Впервые я обнаружил, насколько значительные изменения произошли в этой области, когда неожиданно был избран президентом Ассоциации философии науки пять или шесть лет назад. А ведь я даже не был членом этой Ассоциации! Атмосфера в среде философов науки очень сильно изменилась. И я, хотя не я один, кое-что для этого сделал.
Следует вспомнить Нортвуда Хэнсона, а также Поланьи, Туллина, хотя я считаю Хэнсона более значимой фигурой, чем остальные. Сюда же относится Фейерабенд и так далее. Существовала целая группа людей, двигавшихся в этом направлении. Я не думаю, что эти люди, так или иначе обращавшиеся к истории, видели в ней то, что вижу я. Они не возвращались к вопросам типа «А что это дает для понятия истины или для понятия прогресса?». А если делали это, то легко находили ответы, казавшиеся мне поверхностными.
Это не означает, что я знал ответы, но я не верил, что их ответы выдержат тщательную проверку. Меня это беспокоило, я думал, мне нужно вернуться назад и написать историю, учитывающую изменение. Я хотел прямо заняться подобными проблемами, но не знал, как к этому подступиться. Это походило на то, как если бы я шел мимо открытых дверей, а видел то изображение дверей, то реальные двери, ведущие в другие комнаты. Со временем я нашел «дверь в другую комнату» – каузальную теорию референции.
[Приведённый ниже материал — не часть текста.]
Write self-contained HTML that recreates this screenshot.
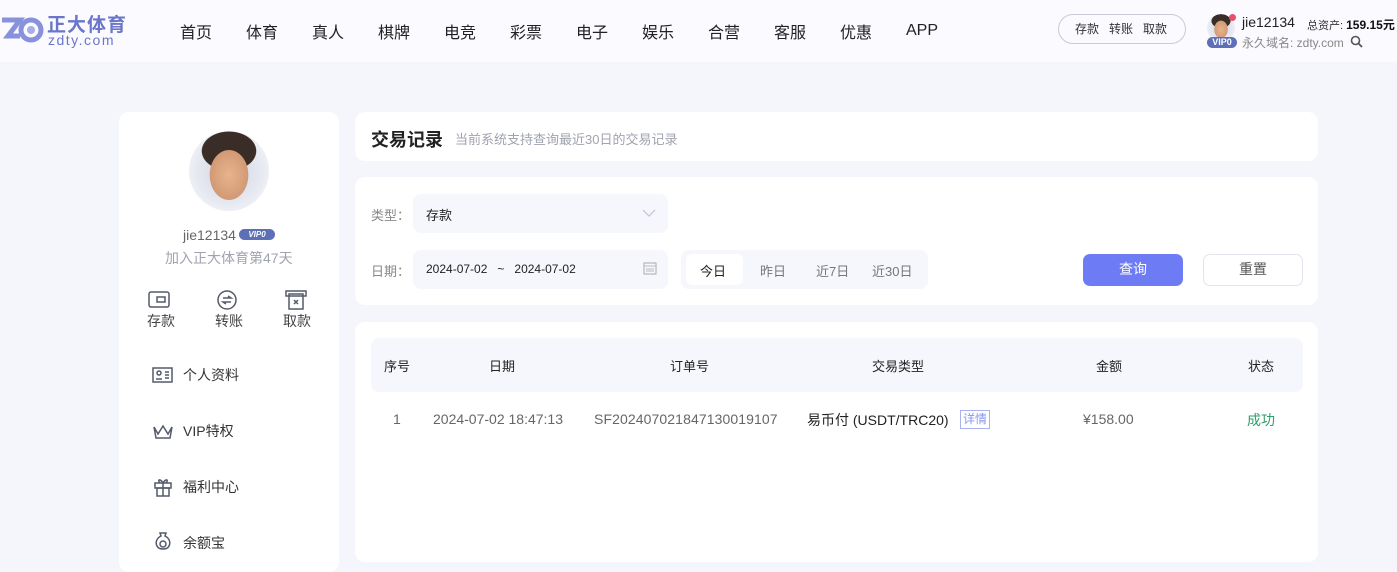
<!DOCTYPE html>
<html><head><meta charset="utf-8"><style>
*{margin:0;padding:0;box-sizing:border-box}
body{width:1397px;height:552px;overflow:hidden;background:#f5f6fc;font-family:"Liberation Sans","Noto Sans CJK SC",sans-serif;color:#333;position:relative}
.a{position:absolute}
.hdr{left:0;top:0;width:1397px;height:62px;background:#fafaff}
.nav span{position:absolute;top:19px;font-size:16px;color:#222}
.card{background:#fff;border-radius:10px}
.ic{stroke:#555a6a;fill:none;stroke-width:1.5}
.ava{border-radius:50%;background:radial-gradient(ellipse 34% 44% at 50% 55%,#e6b48e 0,#d29a74 70%,transparent 72%),radial-gradient(ellipse 42% 30% at 50% 25%,#3a2c26 0,#3a2c26 80%,transparent 82%),radial-gradient(circle at 50% 50%,#cfd3e2 0,#e8eaf2 60%,#fff 100%)}
</style></head><body>
<div class="a hdr"></div>
<svg class="a" style="left:0;top:16px" width="44" height="28" viewBox="0 0 44 28"><path d="M2 4h18l-12 16h12" stroke="#8891dc" stroke-width="5" fill="none"/><circle cx="31" cy="14" r="10" fill="none" stroke="#8891dc" stroke-width="5"/><circle cx="31" cy="14" r="4" fill="#a7aee8"/></svg>
<div class="a" style="left:47px;top:10px;font-size:19px;color:#6c76c9;font-weight:bold;letter-spacing:1px">正大体育</div>
<div class="a" style="left:48px;top:32px;font-size:14px;color:#6c76c9;letter-spacing:1.5px">zdty.com</div>
<div class="nav">
<span style="left:180px">首页</span><span style="left:246px">体育</span><span style="left:312px">真人</span><span style="left:378px">棋牌</span><span style="left:444px">电竞</span><span style="left:510px">彩票</span><span style="left:576px">电子</span><span style="left:642px">娱乐</span><span style="left:708px">合营</span><span style="left:774px">客服</span><span style="left:840px">优惠</span><span style="left:906px;top:22px">APP</span>
</div>
<div class="a" style="left:1058px;top:14px;width:128px;height:30px;border:1px solid #c9cad8;border-radius:15px;font-size:12px;color:#333;line-height:28px;padding-left:16px">存款&nbsp;&nbsp;&nbsp;转账&nbsp;&nbsp;&nbsp;取款</div>
<div class="a ava" style="left:1207px;top:14px;width:28px;height:28px"></div>
<div class="a" style="left:1229px;top:14px;width:7px;height:7px;border-radius:50%;background:#e8506a"></div>
<div class="a" style="left:1207px;top:37px;width:30px;height:11px;border-radius:6px;background:#5d6fb6;color:#fff;font-size:9px;font-weight:bold;line-height:11px;text-align:center">VIP0</div>
<div class="a" style="left:1242px;top:14px;font-size:14px;color:#222">jie12134</div>
<div class="a" style="left:1307px;top:16px;font-size:11px;color:#333">总资产: <b style="font-size:12px;color:#111">159.15元</b></div>
<div class="a" style="left:1242px;top:34px;font-size:12px;color:#888">永久域名: zdty.com</div>
<svg class="a" style="left:1350px;top:35px" width="13" height="13"><circle cx="5.5" cy="5.5" r="4" stroke="#555" stroke-width="1.6" fill="none"/><path d="M8.5 8.5l3.5 3.5" stroke="#555" stroke-width="1.8"/></svg>

<div class="a card" style="left:119px;top:112px;width:220px;height:460px"></div>
<div class="a ava" style="left:189px;top:131px;width:80px;height:80px"></div>
<div class="a" style="left:183px;top:227px;font-size:14px;color:#666">jie12134</div>
<div class="a" style="left:239px;top:229px;width:36px;height:11px;border-radius:6px;background:#5d6fb6;color:#fff;font-size:8px;font-weight:bold;line-height:11px;text-align:center;font-style:italic">VIP0</div>
<div class="a" style="left:165px;top:248px;font-size:14px;color:#a0a3b0">加入正大体育第47天</div>
<svg class="a" style="left:147px;top:290px" width="24" height="20"><rect x="2" y="2" width="20" height="15" rx="2" class="ic"/><path d="M10 7h8v5h-8z" class="ic"/></svg>
<svg class="a" style="left:216px;top:289px" width="22" height="22"><circle cx="11" cy="11" r="9" class="ic"/><path d="M7 9h8l-3-2M15 13H7l3 2" class="ic"/></svg>
<svg class="a" style="left:284px;top:289px" width="24" height="22"><rect x="2" y="2" width="20" height="5" class="ic"/><rect x="5" y="5" width="14" height="15" class="ic"/><path d="M10 11l4 4M14 11l-4 4" class="ic"/></svg>
<div class="a" style="left:147px;top:311px;font-size:14px;color:#444">存款</div>
<div class="a" style="left:215px;top:311px;font-size:14px;color:#444">转账</div>
<div class="a" style="left:283px;top:311px;font-size:14px;color:#444">取款</div>
<svg class="a" style="left:152px;top:366px" width="22" height="18"><rect x="1" y="2" width="19" height="14" class="ic"/><circle cx="7" cy="7" r="2" class="ic"/><path d="M4 13h6M13 6h4M13 9h4M13 12h4" class="ic"/></svg>
<div class="a" style="left:183px;top:365px;font-size:14px;color:#333">个人资料</div>
<svg class="a" style="left:151px;top:422px" width="24" height="18"><path d="M3 5l4 7 5-8 5 8 4-7-2 11H5z" class="ic"/></svg>
<div class="a" style="left:183px;top:421px;font-size:14px;color:#333">VIP特权</div>
<svg class="a" style="left:153px;top:477px" width="20" height="20"><rect x="2" y="6" width="16" height="5" class="ic"/><rect x="4" y="11" width="12" height="8" class="ic"/><path d="M10 6v13M10 6C7 1 4 3 7 6M10 6c3-5 6-3 3 0" class="ic"/></svg>
<div class="a" style="left:183px;top:477px;font-size:14px;color:#333">福利中心</div>
<svg class="a" style="left:153px;top:531px" width="20" height="21"><path d="M7 2h6l-1 3c4 2 6 6 4 10-2 4-10 4-12 0-2-4 0-8 4-10z" class="ic"/><circle cx="10" cy="13" r="3" class="ic"/></svg>
<div class="a" style="left:183px;top:533px;font-size:14px;color:#333">余额宝</div>

<div class="a card" style="left:355px;top:112px;width:963px;height:49px"></div>
<div class="a" style="left:371px;top:126px;font-size:18px;font-weight:bold;color:#222">交易记录</div>
<div class="a" style="left:455px;top:129px;font-size:13px;color:#a0a3b0">当前系统支持查询最近30日的交易记录</div>

<div class="a card" style="left:355px;top:177px;width:963px;height:128px"></div>
<div class="a" style="left:371px;top:205px;font-size:13px;color:#888">类型：</div>
<div class="a" style="left:413px;top:194px;width:255px;height:39px;background:#f6f7fc;border-radius:8px"></div>
<div class="a" style="left:426px;top:205px;font-size:13px;color:#222">存款</div>
<svg class="a" style="left:642px;top:209px" width="14" height="9"><path d="M1 1l6 6 6-6" stroke="#c0c3d0" fill="none" stroke-width="1.2"/></svg>
<div class="a" style="left:371px;top:261px;font-size:13px;color:#888">日期：</div>
<div class="a" style="left:413px;top:250px;width:255px;height:39px;background:#f6f7fc;border-radius:8px"></div>
<div class="a" style="left:426px;top:262px;font-size:12px;color:#222">2024-07-02&nbsp;&nbsp;&nbsp;~&nbsp;&nbsp;&nbsp;2024-07-02</div>
<svg class="a" style="left:643px;top:262px" width="14" height="13"><rect x="1" y="1" width="12" height="11" stroke="#aaa" fill="none"/><path d="M1 4h12M3 7h8M3 9h8" stroke="#bbb"/></svg>
<div class="a" style="left:681px;top:250px;width:247px;height:39px;background:#f6f7fc;border-radius:8px"></div>
<div class="a" style="left:686px;top:254px;width:57px;height:31px;background:#fff;border-radius:6px"></div>
<div class="a" style="left:700px;top:261px;font-size:13px;color:#222">今日</div>
<div class="a" style="left:760px;top:261px;font-size:13px;color:#777">昨日</div>
<div class="a" style="left:816px;top:261px;font-size:13px;color:#777">近7日</div>
<div class="a" style="left:872px;top:261px;font-size:13px;color:#777">近30日</div>
<div class="a" style="left:1083px;top:254px;width:100px;height:32px;background:#6d7cf5;border-radius:7px;color:#fff;font-size:14px;text-align:center;line-height:31px">查询</div>
<div class="a" style="left:1203px;top:254px;width:100px;height:32px;border:1px solid #e2e4ee;border-radius:7px;color:#555;font-size:14px;text-align:center;line-height:29px">重置</div>

<div class="a card" style="left:355px;top:322px;width:963px;height:240px"></div>
<div class="a" style="left:371px;top:338px;width:932px;height:54px;background:#f6f7fc;border-radius:8px"></div>
<div style="font-size:13px;color:#222">
<div class="a" style="left:384px;top:356px">序号</div>
<div class="a" style="left:489px;top:356px">日期</div>
<div class="a" style="left:670px;top:356px">订单号</div>
<div class="a" style="left:872px;top:356px">交易类型</div>
<div class="a" style="left:1096px;top:356px">金额</div>
<div class="a" style="left:1248px;top:356px">状态</div>
</div>
<div style="font-size:14px;color:#666">
<div class="a" style="left:393px;top:411px">1</div>
<div class="a" style="left:433px;top:411px">2024-07-02 18:47:13</div>
<div class="a" style="left:594px;top:411px;letter-spacing:0.1px">SF202407021847130019107</div>
<div class="a" style="left:807px;top:410px;color:#222">易币付 (USDT/TRC20)</div>
<div class="a" style="left:960px;top:410px;border:1px solid #a9b1f0;color:#8a96ee;font-size:12px;padding:0 2px;line-height:17px">详情</div>
<div class="a" style="left:1083px;top:411px">¥158.00</div>
<div class="a" style="left:1247px;top:410px;color:#2e9e6a">成功</div>
</div>
</body></html>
Крипке сделал очень много [239], поскольку я абсолютно убежден, что это был подлинный прорыв в отношении собственных имен, хотя тогда это не годилось для общих имен существительных. Помогли также работы Патнэма, хотя я не мог заставить себя согласиться с утверждением: «Если теплота есть движение молекул, то она всегда была движением молекул».
Из всего этого я извлек для себя некоторые важные средства анализа и, возвратившись к коперниканской революции, внезапно понял: коперниканская революция сохраняет индивидуальные планеты, например Марс, небесные тела, но в ней не сохраняются «планеты». До и после революции планеты оказываются разными множествами. Вот этот разлом был очень важным. Некоторые люди говорят просто: «В системе Птолемея планеты вращались вокруг Земли, а в системе Коперника они вращаются вокруг Солнца». Но это же бессмысленное утверждение! Легко получить картину: существует определенное число планет, имеющих имена, и они ведут себя то так, то иначе. Это неверно. Я думаю, об этом стоит говорить.
Мне всегда было ясно, что Хилари относился к этим проблемам столь же серьезно, как и я. Когда он начал говорить о внутреннем реализме, я подумал: «Какой кошмар, теперь он говорит на моем языке!» Ладно, пусть говорит.
Теперь эти проблемы приобрели для философии такое значение, какого прежде не имели. Трудно сказать что-либо определенное относительно Патнэма, здесь всегда можно ошибиться, ибо он постоянно меняет свои взгляды и на одни и те же вещи каждый раз смотрит по-разному. Патнэм написал статью о несоизмеримости «Как нельзя говорить о значении» [240]. Он представил концепцию, где не возникают проблемы, о которых говорили мы с Фейерабендом. Это был большой шаг вперед… а затем еще внутренний реализм и его следствия…
Каузальная теория референции также показалась мне значительным достижением. Я не считал ее пригодной для общих существительных. Однако страшно интересно было посмотреть, как она могла бы работать. Стал проясняться смысл, в котором она отчасти может быть использована. Я сейчас работаю над этим.
Каузальная теория не действует в периоды революций, но она применима в периоды между революциями. Вы осознаете то, что произошло во время революции, а затем связываете это с тем, что было до нее. Я уже упоминал свою статью «Возможные миры в истории науки» [241], в которой говорил об ошибочности утверждения Патнэма о том, что «вода есть и всегда была Н 2О». Но все это как-то выпало из сферы философского обсуждения.
Возможно, это даже хорошо, ибо я больше читаю философских курсов, больше говорю об этом и пользуюсь все большим влиянием. Хотя должен сказать, никогда не находился в такой благожелательной атмосфере, которую вы создали мне здесь. И это чрезвычайно приятно.
А. Б а л т а с: А как обстоит дело с книгой о «черном теле»? После большого успеха «Научных революций» можно было ожидать, что вы пойдете дальше и разработаете свои идеи лучше, чем в «Постскриптуме» [242].
Т. К у н: Я много раз говорил и повторю еще раз: вы не можете писать историю, просто изучая документы или опираясь на схематичную точку зрения… Я подхожу к истории иначе, опираясь на вещи, которые изучил, которые лежат в основе «Структуры научных революций» и могут быть разработаны дальше. Когда я занимаюсь историей, я двигаюсь вперед и назад, причем это можно делать в одно и то же время.